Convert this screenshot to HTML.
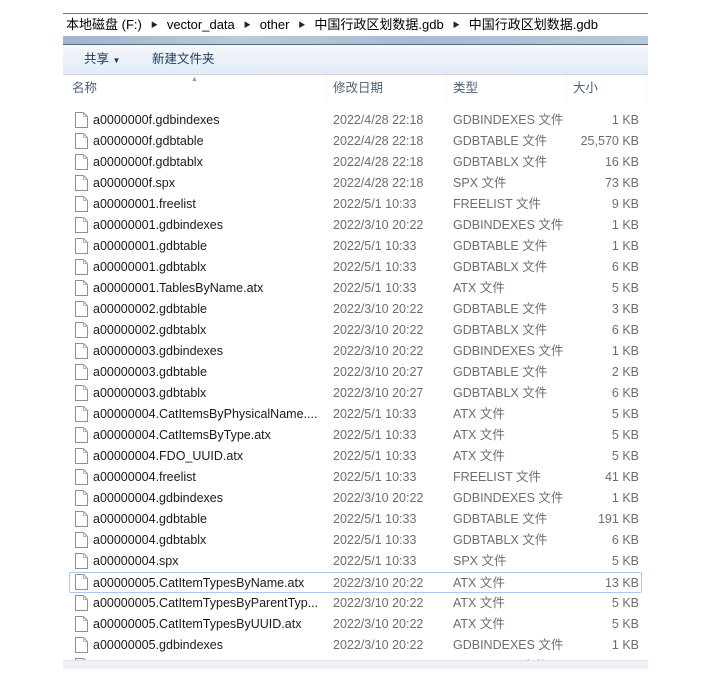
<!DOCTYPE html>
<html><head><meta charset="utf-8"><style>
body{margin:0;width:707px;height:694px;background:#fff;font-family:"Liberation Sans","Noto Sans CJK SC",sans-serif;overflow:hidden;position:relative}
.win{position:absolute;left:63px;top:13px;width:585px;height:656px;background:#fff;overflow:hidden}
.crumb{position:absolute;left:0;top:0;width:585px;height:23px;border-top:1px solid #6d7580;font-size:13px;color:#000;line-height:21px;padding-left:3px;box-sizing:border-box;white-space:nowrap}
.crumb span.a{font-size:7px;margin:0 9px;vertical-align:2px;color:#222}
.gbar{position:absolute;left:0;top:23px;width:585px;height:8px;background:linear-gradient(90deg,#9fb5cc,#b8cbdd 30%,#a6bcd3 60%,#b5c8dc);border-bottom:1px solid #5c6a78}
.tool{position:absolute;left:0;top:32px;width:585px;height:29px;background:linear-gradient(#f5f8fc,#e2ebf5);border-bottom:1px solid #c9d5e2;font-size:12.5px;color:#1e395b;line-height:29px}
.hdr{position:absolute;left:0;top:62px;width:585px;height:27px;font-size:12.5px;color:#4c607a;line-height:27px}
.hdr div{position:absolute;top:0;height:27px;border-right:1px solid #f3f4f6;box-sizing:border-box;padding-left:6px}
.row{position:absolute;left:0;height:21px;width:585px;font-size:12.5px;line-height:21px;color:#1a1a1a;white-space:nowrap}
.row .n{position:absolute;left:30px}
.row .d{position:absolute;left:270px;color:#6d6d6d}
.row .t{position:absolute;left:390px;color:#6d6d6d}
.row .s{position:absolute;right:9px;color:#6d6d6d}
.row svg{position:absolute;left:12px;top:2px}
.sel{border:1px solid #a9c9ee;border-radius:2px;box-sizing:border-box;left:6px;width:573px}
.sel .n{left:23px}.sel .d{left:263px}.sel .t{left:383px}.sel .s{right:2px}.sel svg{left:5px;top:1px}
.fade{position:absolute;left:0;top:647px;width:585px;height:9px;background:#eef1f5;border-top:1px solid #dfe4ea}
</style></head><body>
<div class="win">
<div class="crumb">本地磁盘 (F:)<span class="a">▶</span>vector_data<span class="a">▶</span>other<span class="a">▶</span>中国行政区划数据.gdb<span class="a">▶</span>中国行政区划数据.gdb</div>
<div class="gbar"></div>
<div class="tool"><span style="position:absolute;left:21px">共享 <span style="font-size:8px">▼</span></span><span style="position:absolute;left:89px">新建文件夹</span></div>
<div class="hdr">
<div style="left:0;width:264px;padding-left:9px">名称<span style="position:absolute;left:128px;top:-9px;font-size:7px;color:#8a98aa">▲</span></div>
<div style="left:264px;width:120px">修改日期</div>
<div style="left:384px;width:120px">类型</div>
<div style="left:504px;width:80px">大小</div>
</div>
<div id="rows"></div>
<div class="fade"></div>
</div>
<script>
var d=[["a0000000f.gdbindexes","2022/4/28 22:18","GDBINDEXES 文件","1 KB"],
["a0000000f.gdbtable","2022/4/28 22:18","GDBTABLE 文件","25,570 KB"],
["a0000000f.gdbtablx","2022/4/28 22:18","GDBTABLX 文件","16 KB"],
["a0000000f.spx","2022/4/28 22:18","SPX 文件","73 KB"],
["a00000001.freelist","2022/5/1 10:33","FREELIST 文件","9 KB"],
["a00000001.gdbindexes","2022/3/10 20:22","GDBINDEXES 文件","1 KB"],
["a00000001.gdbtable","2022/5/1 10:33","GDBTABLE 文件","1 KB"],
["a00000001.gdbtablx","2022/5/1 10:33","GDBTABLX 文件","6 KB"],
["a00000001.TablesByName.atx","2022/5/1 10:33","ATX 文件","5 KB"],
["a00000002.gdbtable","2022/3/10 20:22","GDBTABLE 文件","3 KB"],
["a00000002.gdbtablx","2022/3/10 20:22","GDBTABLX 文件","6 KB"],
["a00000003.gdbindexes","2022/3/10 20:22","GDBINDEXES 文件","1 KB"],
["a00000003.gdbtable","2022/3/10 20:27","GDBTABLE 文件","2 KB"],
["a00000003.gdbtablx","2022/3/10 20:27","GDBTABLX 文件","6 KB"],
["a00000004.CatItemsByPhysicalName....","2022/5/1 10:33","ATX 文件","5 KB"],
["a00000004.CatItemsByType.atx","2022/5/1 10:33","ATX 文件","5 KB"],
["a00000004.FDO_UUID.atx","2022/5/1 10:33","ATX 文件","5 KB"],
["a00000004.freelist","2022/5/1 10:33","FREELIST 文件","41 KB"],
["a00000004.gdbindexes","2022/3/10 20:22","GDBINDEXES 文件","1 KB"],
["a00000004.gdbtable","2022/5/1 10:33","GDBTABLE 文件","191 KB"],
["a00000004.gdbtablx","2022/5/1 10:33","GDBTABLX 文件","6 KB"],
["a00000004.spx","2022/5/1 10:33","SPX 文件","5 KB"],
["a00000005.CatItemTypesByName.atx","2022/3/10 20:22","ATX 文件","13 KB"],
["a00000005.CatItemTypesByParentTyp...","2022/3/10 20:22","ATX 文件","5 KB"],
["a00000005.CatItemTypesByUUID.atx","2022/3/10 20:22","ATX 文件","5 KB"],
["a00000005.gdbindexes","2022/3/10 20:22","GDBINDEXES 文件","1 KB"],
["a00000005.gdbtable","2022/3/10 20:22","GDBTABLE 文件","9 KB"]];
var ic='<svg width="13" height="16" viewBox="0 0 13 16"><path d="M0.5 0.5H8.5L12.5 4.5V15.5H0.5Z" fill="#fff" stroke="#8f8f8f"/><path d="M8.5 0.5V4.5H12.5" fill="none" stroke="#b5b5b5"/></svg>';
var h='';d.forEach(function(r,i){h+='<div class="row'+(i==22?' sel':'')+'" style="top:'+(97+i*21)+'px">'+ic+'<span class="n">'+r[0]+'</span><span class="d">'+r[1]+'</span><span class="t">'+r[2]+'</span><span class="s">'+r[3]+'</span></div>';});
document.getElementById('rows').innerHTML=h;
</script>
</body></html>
━━━━━━━━━━━━━━━━
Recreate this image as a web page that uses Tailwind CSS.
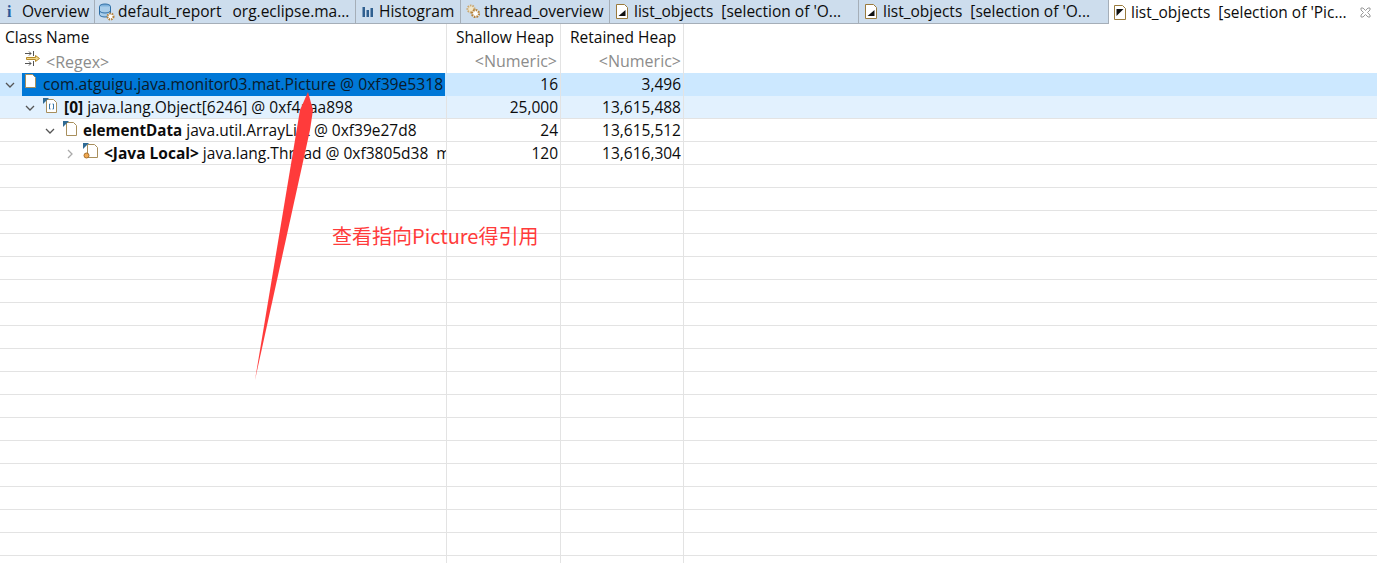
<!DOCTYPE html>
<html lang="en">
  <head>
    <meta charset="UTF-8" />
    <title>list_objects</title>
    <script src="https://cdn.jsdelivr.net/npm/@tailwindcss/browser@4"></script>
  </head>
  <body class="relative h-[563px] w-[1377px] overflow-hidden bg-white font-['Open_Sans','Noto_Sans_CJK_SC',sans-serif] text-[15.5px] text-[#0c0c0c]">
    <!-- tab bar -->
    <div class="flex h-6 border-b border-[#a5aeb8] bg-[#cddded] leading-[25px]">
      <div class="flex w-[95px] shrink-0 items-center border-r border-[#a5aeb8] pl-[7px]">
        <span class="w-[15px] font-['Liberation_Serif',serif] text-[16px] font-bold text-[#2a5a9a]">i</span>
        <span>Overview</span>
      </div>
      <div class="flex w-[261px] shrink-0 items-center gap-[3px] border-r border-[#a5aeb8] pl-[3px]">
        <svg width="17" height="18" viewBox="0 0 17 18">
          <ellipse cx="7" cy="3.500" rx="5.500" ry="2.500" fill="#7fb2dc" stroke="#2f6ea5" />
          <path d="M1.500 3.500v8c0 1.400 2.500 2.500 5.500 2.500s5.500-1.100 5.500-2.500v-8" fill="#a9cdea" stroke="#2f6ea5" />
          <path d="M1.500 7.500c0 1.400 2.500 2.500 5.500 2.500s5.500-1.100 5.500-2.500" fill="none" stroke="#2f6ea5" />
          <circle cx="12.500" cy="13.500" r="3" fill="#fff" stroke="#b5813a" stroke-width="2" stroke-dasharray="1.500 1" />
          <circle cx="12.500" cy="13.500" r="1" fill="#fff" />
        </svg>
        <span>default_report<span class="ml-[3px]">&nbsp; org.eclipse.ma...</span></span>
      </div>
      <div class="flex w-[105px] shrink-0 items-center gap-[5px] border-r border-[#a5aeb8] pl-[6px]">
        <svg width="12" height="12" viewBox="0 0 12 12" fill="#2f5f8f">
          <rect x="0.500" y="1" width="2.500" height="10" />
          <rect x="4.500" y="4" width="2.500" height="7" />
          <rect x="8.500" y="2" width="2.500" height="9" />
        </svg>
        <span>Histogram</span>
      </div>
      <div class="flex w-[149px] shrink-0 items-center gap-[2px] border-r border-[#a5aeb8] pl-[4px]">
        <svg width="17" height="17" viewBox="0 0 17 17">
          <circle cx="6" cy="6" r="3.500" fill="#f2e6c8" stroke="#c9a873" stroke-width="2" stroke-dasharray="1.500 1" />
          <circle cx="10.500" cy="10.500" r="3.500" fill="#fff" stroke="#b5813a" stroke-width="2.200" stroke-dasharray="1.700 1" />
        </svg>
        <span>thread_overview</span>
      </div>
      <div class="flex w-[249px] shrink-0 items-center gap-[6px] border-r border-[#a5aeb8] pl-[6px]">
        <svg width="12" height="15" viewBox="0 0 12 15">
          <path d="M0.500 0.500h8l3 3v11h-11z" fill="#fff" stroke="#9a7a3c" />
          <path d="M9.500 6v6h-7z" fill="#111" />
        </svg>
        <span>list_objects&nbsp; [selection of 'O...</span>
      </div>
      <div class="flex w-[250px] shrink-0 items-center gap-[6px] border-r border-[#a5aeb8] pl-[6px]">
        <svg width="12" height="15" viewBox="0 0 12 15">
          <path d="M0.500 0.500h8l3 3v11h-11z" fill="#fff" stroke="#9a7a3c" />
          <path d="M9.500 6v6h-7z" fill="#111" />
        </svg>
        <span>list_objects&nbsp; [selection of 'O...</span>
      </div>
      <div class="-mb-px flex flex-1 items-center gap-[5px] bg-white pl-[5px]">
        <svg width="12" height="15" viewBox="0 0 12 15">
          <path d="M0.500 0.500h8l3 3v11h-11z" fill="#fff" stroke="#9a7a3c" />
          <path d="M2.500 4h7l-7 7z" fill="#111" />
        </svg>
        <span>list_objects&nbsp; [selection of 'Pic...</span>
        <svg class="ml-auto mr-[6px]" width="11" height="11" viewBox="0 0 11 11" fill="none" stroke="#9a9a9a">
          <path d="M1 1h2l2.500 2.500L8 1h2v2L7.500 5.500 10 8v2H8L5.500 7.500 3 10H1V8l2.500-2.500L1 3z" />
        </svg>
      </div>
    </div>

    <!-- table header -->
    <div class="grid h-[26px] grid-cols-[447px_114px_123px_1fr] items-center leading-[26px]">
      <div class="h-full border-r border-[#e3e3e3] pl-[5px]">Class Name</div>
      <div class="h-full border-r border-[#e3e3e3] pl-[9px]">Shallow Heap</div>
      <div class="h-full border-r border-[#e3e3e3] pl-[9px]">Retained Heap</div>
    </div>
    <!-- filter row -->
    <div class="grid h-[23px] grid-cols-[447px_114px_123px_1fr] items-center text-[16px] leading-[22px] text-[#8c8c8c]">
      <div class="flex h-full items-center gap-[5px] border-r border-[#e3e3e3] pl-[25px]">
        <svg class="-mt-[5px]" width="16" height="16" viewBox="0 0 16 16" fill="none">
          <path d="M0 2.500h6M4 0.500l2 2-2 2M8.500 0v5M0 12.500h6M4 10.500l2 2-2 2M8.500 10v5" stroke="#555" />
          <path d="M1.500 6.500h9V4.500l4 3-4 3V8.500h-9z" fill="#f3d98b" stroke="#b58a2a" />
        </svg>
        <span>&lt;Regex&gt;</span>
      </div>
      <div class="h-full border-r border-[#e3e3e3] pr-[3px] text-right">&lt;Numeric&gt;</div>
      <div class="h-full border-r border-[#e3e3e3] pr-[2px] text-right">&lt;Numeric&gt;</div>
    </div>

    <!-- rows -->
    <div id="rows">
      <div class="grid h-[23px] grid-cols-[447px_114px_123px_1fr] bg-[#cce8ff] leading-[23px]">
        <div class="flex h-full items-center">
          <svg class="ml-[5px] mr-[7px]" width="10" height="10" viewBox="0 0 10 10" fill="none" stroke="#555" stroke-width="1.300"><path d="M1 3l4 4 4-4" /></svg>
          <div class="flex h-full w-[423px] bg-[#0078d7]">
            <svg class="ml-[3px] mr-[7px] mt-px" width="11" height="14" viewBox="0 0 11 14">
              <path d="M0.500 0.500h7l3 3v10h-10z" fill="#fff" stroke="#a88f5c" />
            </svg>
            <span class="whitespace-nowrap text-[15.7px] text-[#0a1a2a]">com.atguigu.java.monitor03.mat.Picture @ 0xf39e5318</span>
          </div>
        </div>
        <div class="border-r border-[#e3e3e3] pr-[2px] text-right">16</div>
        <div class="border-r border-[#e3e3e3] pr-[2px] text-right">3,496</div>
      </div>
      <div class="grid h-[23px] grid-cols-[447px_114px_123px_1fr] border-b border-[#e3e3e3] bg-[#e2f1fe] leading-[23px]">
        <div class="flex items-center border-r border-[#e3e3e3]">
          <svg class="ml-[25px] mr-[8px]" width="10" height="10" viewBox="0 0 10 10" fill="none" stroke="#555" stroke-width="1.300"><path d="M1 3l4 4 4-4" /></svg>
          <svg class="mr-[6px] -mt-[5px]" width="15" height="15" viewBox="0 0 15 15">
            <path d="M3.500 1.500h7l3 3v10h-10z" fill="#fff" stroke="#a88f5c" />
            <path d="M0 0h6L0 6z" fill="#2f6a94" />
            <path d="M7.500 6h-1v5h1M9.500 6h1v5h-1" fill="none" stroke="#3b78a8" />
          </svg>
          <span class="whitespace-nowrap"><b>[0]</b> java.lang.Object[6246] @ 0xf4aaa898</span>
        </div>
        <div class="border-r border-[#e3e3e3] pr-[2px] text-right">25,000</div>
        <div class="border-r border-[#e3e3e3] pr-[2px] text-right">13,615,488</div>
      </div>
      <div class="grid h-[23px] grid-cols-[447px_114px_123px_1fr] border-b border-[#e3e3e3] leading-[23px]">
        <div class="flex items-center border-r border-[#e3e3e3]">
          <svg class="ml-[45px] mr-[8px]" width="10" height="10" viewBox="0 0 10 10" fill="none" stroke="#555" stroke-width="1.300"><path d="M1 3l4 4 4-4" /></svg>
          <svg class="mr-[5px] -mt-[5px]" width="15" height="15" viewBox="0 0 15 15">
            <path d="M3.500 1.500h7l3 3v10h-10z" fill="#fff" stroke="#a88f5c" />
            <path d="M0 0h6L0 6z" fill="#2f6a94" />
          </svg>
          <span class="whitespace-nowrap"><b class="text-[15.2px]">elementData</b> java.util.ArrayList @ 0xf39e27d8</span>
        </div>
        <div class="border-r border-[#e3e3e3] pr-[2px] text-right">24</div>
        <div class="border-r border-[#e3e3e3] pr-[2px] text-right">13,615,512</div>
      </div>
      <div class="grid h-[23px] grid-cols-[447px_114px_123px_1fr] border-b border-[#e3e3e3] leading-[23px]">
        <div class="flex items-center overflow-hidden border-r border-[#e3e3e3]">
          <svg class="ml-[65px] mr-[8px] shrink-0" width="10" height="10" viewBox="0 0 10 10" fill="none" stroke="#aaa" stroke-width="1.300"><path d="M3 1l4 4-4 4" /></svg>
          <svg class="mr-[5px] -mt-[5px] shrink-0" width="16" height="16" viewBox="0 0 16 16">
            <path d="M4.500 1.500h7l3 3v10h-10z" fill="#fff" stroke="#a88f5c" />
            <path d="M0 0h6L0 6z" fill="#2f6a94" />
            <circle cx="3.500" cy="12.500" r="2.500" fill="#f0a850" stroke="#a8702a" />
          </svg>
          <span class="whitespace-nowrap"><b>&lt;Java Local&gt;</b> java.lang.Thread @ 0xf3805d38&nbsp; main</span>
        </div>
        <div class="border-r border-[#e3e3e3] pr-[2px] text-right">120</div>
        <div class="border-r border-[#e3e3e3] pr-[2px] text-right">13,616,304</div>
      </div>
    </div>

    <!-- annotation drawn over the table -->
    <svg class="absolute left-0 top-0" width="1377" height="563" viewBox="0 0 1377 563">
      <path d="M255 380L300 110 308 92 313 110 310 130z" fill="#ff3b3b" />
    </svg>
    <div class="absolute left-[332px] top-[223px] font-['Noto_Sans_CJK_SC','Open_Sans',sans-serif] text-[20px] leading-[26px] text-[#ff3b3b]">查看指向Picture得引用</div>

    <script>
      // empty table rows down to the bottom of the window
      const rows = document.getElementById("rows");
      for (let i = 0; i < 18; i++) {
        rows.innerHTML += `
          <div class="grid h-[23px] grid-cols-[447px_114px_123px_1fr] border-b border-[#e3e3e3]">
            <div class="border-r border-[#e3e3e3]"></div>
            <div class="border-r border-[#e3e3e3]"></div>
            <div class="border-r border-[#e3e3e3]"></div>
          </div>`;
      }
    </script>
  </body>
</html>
━━━━━━━━━━━━━━━━
Written task: Your task is to gather every line with the word "this" and copy it.

The output:
Convert this screenshot to HTML.
Recreate this image as a web page that uses Tailwind CSS.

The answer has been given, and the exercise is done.